Há muito, desde 2003, sustentamos que o erro de direito do art. 35 do CPM consiste em resquício indesejável de responsabilidade penal objetiva, propondo-se a adoção, mesmo no Direito Castrense, do art. 21 do CP, o erro sobre a ilicitude do fato[5].

Pelo art. 35 do CPM, a “pena pode ser atenuada ou substituída por outra menos grave quando o agente, salvo em se tratando de crime que atente contra o dever militar, supõe lícito o fato, por ignorância ou erro de interpretação da lei, se escusáveis”.

Embora não idêntico, o parâmetro de comparação no CP é o erro sobre a ilicitude do fato, trazido pelo já citado art. 21, segundo o qual, embora o desconhecimento da lei seja inescusável, o “erro sobre a ilicitude do fato, se inevitável, isenta de pena; se evitável, poderá diminuí-la de um sexto a um terço”.

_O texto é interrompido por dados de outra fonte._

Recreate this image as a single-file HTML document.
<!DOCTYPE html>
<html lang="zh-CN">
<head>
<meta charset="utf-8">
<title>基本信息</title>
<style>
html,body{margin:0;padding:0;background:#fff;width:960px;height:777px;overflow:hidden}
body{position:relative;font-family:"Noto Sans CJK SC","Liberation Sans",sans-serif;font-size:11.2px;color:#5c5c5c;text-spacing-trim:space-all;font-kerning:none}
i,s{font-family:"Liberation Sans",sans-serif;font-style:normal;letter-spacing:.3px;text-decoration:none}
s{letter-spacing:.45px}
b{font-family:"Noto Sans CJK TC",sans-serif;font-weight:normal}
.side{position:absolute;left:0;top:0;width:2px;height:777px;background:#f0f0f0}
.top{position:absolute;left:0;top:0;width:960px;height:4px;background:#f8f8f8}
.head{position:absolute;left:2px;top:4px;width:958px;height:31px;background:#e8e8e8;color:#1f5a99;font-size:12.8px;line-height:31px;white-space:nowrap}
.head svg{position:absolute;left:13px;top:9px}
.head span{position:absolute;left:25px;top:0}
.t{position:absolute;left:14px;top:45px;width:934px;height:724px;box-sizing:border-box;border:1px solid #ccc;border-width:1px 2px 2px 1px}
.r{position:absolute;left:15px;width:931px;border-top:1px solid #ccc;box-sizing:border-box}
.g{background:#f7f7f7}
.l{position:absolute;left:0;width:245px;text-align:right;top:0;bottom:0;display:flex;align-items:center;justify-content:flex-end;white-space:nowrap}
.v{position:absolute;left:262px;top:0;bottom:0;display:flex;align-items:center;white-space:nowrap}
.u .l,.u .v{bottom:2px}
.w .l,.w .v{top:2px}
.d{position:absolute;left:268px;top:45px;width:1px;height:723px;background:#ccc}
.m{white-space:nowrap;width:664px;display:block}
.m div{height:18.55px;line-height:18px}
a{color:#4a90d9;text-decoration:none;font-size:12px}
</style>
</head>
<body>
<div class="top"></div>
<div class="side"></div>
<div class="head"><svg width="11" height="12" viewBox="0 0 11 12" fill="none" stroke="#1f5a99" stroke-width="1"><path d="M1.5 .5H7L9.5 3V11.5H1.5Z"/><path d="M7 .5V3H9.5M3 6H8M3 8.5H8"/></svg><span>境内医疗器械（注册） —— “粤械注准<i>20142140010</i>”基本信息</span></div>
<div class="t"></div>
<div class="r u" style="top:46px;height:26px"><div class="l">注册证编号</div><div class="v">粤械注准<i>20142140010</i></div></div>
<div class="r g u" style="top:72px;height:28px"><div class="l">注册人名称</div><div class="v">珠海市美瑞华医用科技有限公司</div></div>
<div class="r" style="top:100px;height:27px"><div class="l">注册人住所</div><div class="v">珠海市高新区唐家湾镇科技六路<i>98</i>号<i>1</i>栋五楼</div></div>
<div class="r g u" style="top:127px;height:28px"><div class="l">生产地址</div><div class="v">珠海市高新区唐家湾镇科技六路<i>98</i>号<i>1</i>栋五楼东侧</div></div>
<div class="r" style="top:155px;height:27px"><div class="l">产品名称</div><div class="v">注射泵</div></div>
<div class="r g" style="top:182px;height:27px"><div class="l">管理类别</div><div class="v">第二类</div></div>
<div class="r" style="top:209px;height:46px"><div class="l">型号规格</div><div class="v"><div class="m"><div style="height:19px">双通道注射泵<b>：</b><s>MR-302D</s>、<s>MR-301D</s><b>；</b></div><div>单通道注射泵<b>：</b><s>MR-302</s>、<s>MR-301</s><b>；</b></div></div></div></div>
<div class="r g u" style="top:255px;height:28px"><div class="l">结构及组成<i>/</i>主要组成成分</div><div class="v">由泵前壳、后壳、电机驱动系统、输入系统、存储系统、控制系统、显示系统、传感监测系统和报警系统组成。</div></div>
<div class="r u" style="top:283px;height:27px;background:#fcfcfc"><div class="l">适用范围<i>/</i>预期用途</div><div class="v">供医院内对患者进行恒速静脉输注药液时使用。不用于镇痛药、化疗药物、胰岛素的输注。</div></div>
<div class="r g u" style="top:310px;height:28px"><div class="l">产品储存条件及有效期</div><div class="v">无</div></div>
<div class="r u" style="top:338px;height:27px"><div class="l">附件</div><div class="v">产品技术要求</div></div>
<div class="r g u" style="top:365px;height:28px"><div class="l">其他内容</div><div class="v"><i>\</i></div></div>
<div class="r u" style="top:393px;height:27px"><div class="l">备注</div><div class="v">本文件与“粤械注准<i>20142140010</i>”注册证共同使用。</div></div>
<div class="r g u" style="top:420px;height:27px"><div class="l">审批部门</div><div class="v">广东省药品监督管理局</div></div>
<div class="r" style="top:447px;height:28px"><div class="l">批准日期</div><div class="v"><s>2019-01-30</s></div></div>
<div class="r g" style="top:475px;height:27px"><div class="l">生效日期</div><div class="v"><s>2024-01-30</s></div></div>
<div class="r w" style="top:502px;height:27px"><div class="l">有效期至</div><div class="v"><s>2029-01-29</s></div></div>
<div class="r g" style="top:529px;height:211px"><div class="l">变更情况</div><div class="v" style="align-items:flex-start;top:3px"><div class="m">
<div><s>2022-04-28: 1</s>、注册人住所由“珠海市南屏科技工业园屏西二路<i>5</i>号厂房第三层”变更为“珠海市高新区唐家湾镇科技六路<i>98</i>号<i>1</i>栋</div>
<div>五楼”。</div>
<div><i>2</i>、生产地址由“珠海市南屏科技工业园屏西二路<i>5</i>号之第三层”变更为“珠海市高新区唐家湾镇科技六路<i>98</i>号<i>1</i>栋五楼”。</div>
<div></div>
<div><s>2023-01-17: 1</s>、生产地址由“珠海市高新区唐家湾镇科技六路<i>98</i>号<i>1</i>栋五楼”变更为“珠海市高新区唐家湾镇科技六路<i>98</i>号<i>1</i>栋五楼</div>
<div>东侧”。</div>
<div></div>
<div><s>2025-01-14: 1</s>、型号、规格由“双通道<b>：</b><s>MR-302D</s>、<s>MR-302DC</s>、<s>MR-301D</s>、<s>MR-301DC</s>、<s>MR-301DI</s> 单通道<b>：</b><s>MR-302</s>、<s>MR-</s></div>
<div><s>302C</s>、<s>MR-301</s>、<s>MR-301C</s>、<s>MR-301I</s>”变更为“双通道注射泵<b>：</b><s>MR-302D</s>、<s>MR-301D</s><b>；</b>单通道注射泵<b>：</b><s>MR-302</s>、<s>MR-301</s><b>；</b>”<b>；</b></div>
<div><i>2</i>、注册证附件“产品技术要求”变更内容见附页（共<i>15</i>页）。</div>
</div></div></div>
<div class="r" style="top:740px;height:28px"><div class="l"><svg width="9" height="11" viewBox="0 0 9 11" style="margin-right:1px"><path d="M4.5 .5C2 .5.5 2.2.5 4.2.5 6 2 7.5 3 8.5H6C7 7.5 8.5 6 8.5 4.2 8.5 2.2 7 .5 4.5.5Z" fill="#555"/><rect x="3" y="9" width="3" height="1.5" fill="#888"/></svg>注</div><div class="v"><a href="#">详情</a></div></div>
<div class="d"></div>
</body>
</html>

A disparidade de tratamento é nítida, bastando dizer que a não consciência da ilicitude inevitável no CP permite a isenção de pena, enquanto no CPM, admite-se apenas uma mitigação da culpabilidade, com a aplicação de uma pena mais branda ou a atenuação – e, pior, não se admite em crimes contra o dever militar –, em evidente resquício de responsabilidade penal objetiva, repita-se, onde uma conduta não acompanhada de dolo – tenha-se em mente que pela influência do neokantismo o CPM adotou o dolo normativo (dolus malus) que condensa a consciência da ilicitude, atual e não potencial, como um de seus elementos – ou de culpa – frise-se que mesmo sendo inevitável a falta de consciência haverá a condenação – poderá sofrer apenamento. Por essa razão, no caso concreto, melhor assimilar no Direito Castrense a previsão do art. 21 do CP, alinhando-se ao Direito Penal da culpa.

Que dizer, então, na avaliação da consciência da ilicitude, se o autor do fato for um indígena? Deve-se manter a fidelidade ao CPM?

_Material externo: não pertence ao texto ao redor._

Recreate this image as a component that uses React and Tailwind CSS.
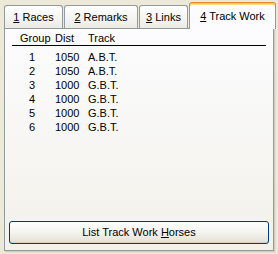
import React from 'react';

const rows = [
  { group: '1', dist: '1050', track: 'A.B.T.' },
  { group: '2', dist: '1050', track: 'A.B.T.' },
  { group: '3', dist: '1000', track: 'G.B.T.' },
  { group: '4', dist: '1000', track: 'G.B.T.' },
  { group: '5', dist: '1000', track: 'G.B.T.' },
  { group: '6', dist: '1000', track: 'G.B.T.' },
];

const tabs = [
  { key: '1', label: ' Races', width: 'w-[59px]' },
  { key: '2', label: ' Remarks', width: 'w-[74px]' },
  { key: '3', label: ' Links', width: 'w-[49px]' },
];

const Tab = ({ tab }) => (
  <div
    className={`${tab.width} h-[23px] mr-px flex items-center justify-center border border-b-0 border-[#919B9C] rounded-t-[3px] bg-linear-to-b from-white to-[#ECEBE6]`}
  >
    <span>
      <u>{tab.key}</u>
      {tab.label}
    </span>
  </div>
);

const App = () => {
  return (
    <div
      className="w-[278px] h-[254px] bg-[#ECE9D8] pt-[2px] pl-[4px] pb-[3px] flex flex-col text-[11px] text-black"
      style={{ fontFamily: '"Liberation Sans", Arial, sans-serif' }}
    >
      {/* tab strip */}
      <div className="flex items-end h-[26px]">
        {tabs.map((tab) => (
          <Tab key={tab.key} tab={tab} />
        ))}
        <div className="relative z-10 w-[87px] h-[27px] -mb-px flex items-center justify-center border border-b-0 border-[#919B9C] border-t-[#E68B2C] rounded-t-[3px] bg-[#FCFCFE] shadow-[inset_0_1px_0_#FFC73C,inset_0_2px_0_#FFD98A] pt-[1px]">
          <span>
            <u>4</u> Track Work
          </span>
        </div>
      </div>

      {/* page */}
      <div className="w-[270px] flex-1 border border-[#919B9C] bg-linear-to-b from-[#FCFCFE] to-[#F2F1EA] shadow-[1px_1px_0_#D0CEBF,2px_2px_0_#E2DFCF] flex flex-col px-[7px]">
        <div className="mt-[3px] flex h-[14px] leading-[13px] border-b border-black">
          <span className="w-[43px] pl-[8px]">Group</span>
          <span className="w-[33px]">Dist</span>
          <span>Track</span>
        </div>
        <div className="mt-[4px] flex flex-col">
          {rows.map((r) => (
            <div key={r.group} className="flex h-[14px] leading-[14px]">
              <span className="w-[43px] pr-[20px] text-right">{r.group}</span>
              <span className="w-[33px] pr-[14px] text-right">{r.dist}</span>
              <span>{r.track}</span>
            </div>
          ))}
        </div>

        <div className="flex-1" />

        <button className="mx-[-3px] mb-[6px] h-[23px] border border-[#003C74] rounded-[3px] bg-linear-to-b from-white via-[#F4F3EE] to-[#E3E0D6] shadow-[inset_0_-1px_0_#D6D0C5] flex items-center justify-center">
          <span>
            List Track Work <u>H</u>orses
          </span>
        </button>
      </div>
    </div>
  );
};

export default App;
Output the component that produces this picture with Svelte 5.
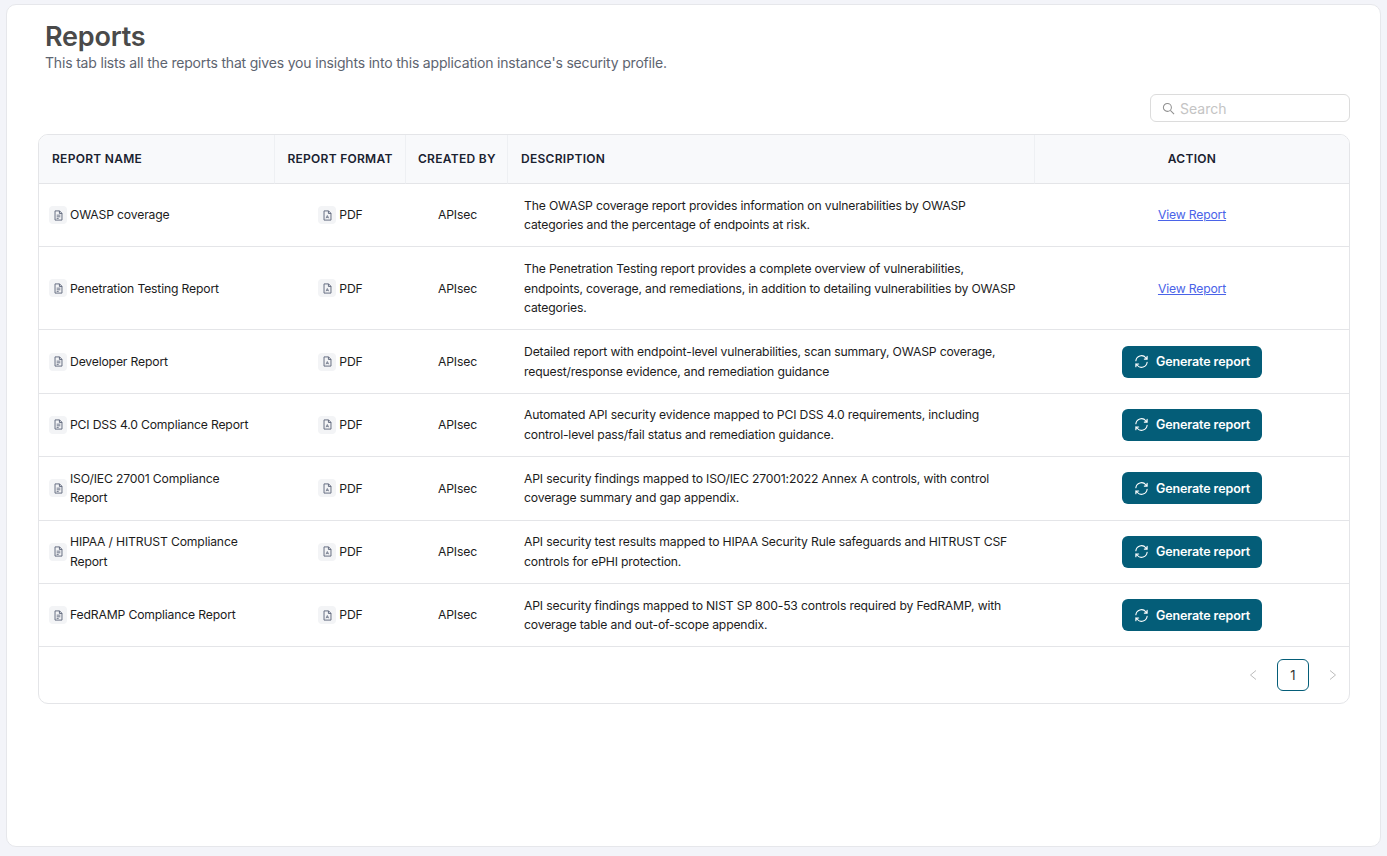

Ora, se se sustentou que a regra seja a aplicação do art. 21 do CP, muito mais razão, diante do disposto no art. 231 da Constituição Federal, há para sustentar essa possibilidade em caso de autor indígena.

Para além da responsabilidade penal objetiva, que se sustenta ocorrer nos casos de aplicação do art. 35 do CPM, manter a mesma compreensão em relação ao indígena é não respeitar, por exemplo, “os usos, costumes e tradições indígenas, bem como as condições peculiares reconhecidas” no Estatuto do Índio, como se consigna no já transcrito parágrafo único do art. 1º, e nem alinhar-se ao respeito exigido pela Constituição Federal da “organização social, costumes, línguas, crenças e tradições” (art. 231 da CF).

A proposta, assim, é a adoção da lógica do erro de proibição, por exemplo, por analogia in bonam partem, no “Direito Penal Militar Indigenista”, levando à possibilidade, de acordo com as peculiaridades do caso concreto, de isenção de pena. Muito melhor se essa constatação de inexistência de potencial consciência da ilicitude decorrente do erro estiver arrimada em laudo antropológico, ainda que no caso de autor indígena que seja militar da ativa, a prestação do serviço militar possa, na visão corrente da jurisprudência, constituir-se em um signo do “grau de integração”.

[1] RAMOS, André de Carvalho. Curso de direitos humanos. São Paulo: Saraiva, 2021, p. 1030-1.

[2] Cf. VITORELLI, Edilson. Estatuto do índio. Salvador: Jus podivm, 2018, p. 391.

[3] Cf. VITORELLI, Edilson. Estatuto do índio. Salvador: Jus podivm, 2018, p. 392.

[4] Cf. VITORELLI, Edilson. Estatuto do índio. Salvador: Jus podivm, 2018, p. 392.

[5] NEVES, Cícero Robson Coimbra. Cícero Robson Coimbra. Erro de direito: uma abordagem sistemática. Revista Direito Militar, Florianópolis, v. 7, n. 39, p. 23-26, jan./fev. 2003.